Foi a decisão do STF que fundamentou a prefeitura de Esteio a imunizar professores a partir dos 40 anos, o que começou na quarta-feira (5). A cidade já alcançou o grupo prioritário de pessoas com comorbidades a partir dos 40 anos, conforme definido entre Secretaria da Saúde do Rio Grande do Sul e prefeituras.
— A decisão do ministro Lewandowski é de que Estados e municípios podem fazer alterações, desde que sejam observados parâmetros e haja publicidade. Nossa decisão tem embasamento jurídico e técnico, não é atitude de rebeldia. Antes da decisão do ministro, entendíamos que não havia amparo legal. Agora tem. A opção poderia ser de vacinar abaixo de 40 anos com comorbidades, mas decidimos adentrar no grupo de professores com essa idade. Quando a determinação for reduzir a idade do grupo de comorbidades para chegar aos 39 e 38 anos, vamos voltar a eles e, se sobrarem doses novamente, vacinaremos professores com 39 e 38 — diz o prefeito Leonardo Pascoal (Progressistas).
Mas, para o procurador-geral do Rio Grande do Sul, Eduardo Cunha da Costa, a decisão do Supremo foi vista como sinal de que Lewandowski deve decidir o mesmo em caso envolvendo o governo Eduardo Leite.
Como a mudança na ordem da vacinação entra em uma nebulosa jurídica, o Palácio Piratini questionou o STF se poderia antecipar a vacinação de professores. Lewandowski também é relator desta ação e ainda não emitiu resposta.

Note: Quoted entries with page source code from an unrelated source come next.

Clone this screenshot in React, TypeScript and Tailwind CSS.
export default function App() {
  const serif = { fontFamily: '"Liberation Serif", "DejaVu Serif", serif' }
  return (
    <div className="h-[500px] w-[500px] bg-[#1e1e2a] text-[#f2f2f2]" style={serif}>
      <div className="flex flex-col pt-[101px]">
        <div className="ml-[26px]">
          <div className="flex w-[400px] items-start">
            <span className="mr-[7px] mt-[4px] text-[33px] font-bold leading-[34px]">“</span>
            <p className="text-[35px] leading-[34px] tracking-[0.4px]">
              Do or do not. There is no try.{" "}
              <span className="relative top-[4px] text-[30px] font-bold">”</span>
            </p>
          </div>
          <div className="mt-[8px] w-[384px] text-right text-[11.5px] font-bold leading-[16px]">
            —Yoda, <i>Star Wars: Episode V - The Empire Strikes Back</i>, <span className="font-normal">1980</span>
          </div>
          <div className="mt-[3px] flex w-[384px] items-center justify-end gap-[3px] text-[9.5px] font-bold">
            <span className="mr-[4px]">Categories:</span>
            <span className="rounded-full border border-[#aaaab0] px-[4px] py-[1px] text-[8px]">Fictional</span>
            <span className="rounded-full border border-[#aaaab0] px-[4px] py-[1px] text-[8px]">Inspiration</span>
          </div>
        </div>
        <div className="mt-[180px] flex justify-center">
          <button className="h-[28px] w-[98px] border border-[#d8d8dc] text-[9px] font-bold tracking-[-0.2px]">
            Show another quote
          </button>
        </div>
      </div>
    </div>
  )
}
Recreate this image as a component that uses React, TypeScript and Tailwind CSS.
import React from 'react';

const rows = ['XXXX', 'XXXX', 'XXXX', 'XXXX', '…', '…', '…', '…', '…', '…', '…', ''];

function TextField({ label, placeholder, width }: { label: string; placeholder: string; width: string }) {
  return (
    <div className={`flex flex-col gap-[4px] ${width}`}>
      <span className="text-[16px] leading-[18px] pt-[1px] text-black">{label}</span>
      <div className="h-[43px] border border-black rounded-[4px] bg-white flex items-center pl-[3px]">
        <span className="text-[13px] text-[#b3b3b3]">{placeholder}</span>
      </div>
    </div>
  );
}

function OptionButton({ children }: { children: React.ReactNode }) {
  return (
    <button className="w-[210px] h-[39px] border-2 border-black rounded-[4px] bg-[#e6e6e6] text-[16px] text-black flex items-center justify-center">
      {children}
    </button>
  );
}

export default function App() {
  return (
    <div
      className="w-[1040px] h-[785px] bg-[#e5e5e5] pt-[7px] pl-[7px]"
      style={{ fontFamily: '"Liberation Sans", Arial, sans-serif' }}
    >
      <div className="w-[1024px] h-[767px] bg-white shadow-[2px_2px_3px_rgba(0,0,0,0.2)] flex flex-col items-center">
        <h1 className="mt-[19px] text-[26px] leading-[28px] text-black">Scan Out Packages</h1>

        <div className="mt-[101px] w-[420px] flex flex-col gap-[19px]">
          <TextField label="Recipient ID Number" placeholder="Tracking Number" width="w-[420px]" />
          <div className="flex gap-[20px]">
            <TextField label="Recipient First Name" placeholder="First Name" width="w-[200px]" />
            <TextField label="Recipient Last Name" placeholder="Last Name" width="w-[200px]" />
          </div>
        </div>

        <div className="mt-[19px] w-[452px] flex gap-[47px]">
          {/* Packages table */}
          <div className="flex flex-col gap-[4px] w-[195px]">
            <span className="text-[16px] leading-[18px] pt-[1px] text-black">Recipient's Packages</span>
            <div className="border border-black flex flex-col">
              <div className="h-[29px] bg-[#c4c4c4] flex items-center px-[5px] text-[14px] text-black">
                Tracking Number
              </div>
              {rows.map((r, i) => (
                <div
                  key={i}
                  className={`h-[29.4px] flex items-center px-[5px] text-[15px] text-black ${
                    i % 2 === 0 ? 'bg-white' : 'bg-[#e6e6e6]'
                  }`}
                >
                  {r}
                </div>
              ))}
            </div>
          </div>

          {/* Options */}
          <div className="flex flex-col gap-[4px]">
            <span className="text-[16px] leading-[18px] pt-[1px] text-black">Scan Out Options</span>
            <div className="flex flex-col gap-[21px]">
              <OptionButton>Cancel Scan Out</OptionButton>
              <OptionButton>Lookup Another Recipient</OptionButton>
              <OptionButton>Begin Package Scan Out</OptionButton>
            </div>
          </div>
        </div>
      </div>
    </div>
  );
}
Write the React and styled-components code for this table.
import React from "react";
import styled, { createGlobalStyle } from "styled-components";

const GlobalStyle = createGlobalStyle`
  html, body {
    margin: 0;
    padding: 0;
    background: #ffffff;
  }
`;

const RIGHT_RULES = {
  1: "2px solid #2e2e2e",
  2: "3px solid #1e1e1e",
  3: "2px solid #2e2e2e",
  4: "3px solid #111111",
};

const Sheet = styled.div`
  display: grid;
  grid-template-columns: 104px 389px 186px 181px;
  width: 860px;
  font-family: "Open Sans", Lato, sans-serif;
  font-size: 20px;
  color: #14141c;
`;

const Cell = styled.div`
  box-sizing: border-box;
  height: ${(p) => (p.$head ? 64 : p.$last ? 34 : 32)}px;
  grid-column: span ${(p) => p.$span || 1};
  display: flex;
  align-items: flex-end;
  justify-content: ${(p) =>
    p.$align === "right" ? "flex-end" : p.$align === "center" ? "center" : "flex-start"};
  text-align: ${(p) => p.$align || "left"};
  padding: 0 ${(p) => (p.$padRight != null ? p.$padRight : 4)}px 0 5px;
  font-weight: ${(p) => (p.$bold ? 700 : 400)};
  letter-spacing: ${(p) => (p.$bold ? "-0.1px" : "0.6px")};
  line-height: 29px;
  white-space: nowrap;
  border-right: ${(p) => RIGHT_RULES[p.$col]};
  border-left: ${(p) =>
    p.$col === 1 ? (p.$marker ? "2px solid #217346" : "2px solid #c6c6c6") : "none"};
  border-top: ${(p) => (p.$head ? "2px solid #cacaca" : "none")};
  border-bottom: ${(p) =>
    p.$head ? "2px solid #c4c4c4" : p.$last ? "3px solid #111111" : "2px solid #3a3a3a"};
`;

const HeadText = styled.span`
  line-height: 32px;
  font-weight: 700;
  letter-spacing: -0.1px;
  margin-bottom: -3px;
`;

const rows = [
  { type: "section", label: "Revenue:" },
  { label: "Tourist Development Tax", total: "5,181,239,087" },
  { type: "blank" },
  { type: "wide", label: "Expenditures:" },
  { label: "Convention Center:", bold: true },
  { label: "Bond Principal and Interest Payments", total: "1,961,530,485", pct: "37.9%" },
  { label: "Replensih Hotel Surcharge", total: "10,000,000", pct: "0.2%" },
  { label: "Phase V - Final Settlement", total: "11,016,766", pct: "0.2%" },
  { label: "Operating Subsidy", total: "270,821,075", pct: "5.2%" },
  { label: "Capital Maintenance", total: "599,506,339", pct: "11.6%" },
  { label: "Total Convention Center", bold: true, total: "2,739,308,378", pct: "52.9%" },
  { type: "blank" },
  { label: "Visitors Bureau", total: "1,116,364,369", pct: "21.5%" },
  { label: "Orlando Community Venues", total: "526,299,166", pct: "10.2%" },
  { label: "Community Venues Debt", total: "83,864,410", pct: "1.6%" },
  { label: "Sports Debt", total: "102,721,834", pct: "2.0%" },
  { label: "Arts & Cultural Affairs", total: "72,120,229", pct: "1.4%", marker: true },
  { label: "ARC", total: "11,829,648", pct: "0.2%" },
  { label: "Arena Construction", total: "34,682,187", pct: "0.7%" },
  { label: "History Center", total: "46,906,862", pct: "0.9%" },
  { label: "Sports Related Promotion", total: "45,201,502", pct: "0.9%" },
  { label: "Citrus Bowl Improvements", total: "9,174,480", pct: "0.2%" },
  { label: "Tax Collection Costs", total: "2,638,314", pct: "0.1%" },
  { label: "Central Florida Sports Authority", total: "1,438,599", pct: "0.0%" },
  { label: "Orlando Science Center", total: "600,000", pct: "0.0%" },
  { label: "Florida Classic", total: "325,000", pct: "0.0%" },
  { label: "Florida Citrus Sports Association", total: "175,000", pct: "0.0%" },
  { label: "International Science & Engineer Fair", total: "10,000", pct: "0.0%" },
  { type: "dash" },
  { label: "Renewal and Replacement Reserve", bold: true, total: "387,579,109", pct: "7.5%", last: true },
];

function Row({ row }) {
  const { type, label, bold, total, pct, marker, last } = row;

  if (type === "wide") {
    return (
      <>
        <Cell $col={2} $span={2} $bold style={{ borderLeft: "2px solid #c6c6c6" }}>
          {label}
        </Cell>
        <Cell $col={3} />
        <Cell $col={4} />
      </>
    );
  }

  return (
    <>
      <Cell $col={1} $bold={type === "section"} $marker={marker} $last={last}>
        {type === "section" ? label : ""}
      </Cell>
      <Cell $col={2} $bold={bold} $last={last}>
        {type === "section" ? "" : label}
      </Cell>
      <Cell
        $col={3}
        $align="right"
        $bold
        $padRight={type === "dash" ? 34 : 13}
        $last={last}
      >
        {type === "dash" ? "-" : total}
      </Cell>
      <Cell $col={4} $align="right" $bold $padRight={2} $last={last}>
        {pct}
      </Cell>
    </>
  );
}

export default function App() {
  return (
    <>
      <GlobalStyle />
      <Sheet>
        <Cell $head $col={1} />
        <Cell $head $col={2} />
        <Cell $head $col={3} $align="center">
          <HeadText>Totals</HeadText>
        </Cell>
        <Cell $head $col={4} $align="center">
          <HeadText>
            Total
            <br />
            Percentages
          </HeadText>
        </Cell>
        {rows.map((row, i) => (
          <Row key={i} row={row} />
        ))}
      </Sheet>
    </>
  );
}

O que diz a ex-diretora do PNI?
Para a epidemiologista Carla Domingues, doutora em Saúde Pública e ex-diretora do PNI por oito anos (2011-2019) no Ministério da Saúde, o governo federal deu autonomia para que Estados e municípios mudem a ordem da vacinação, o que pulveriza um processo que normalmente é conduzido pela União.
— O Ministério da Saúde delegou a possibilidade de decidir como será feito o processo de vacinação a Estados e municípios. Hoje, o PNI apenas define a ordem de distribuição das vacinas, mas não a política de vacinação — diz Carla.
Segundo a epidemiologista, a autonomia confunde a população e impede que o governo acompanhe em nível nacional os impactos da imunização nos grupos prioritários.
Por que o governo Eduardo Leite não muda a ordem da fila?
O entendimento do governo do Estado é de que o Rio Grande do Sul não pode mudar a ordem de vacinação dos grupos prioritários definidos pelo Ministério da Saúde. Antecipar a aplicação em professores é correr risco jurídico.
Quando professores devem ser imunizados?
Segundo a atual coordenadora-geral do PNI, Franciele Fantinato, os profissionais de educação básica e superior devem receber a primeira dose em junho e a segunda até setembro deste ano, desde que seja assegurado o envio de vacinas. A declaração foi dada na última sexta-feira (30), durante audiência pública da Comissão de Educação da Câmara dos Deputados.
Por que Porto Alegre está vacinando trabalhadores da Trensurb?
Porque a prefeitura incluiu os servidores no grupo de agentes da segurança, que envolve policiais, brigadianos e bombeiros. Por sua vez, os agentes da segurança que atuam na linha de frente tiveram a vacinação antecipada pelo Ministério da Saúde.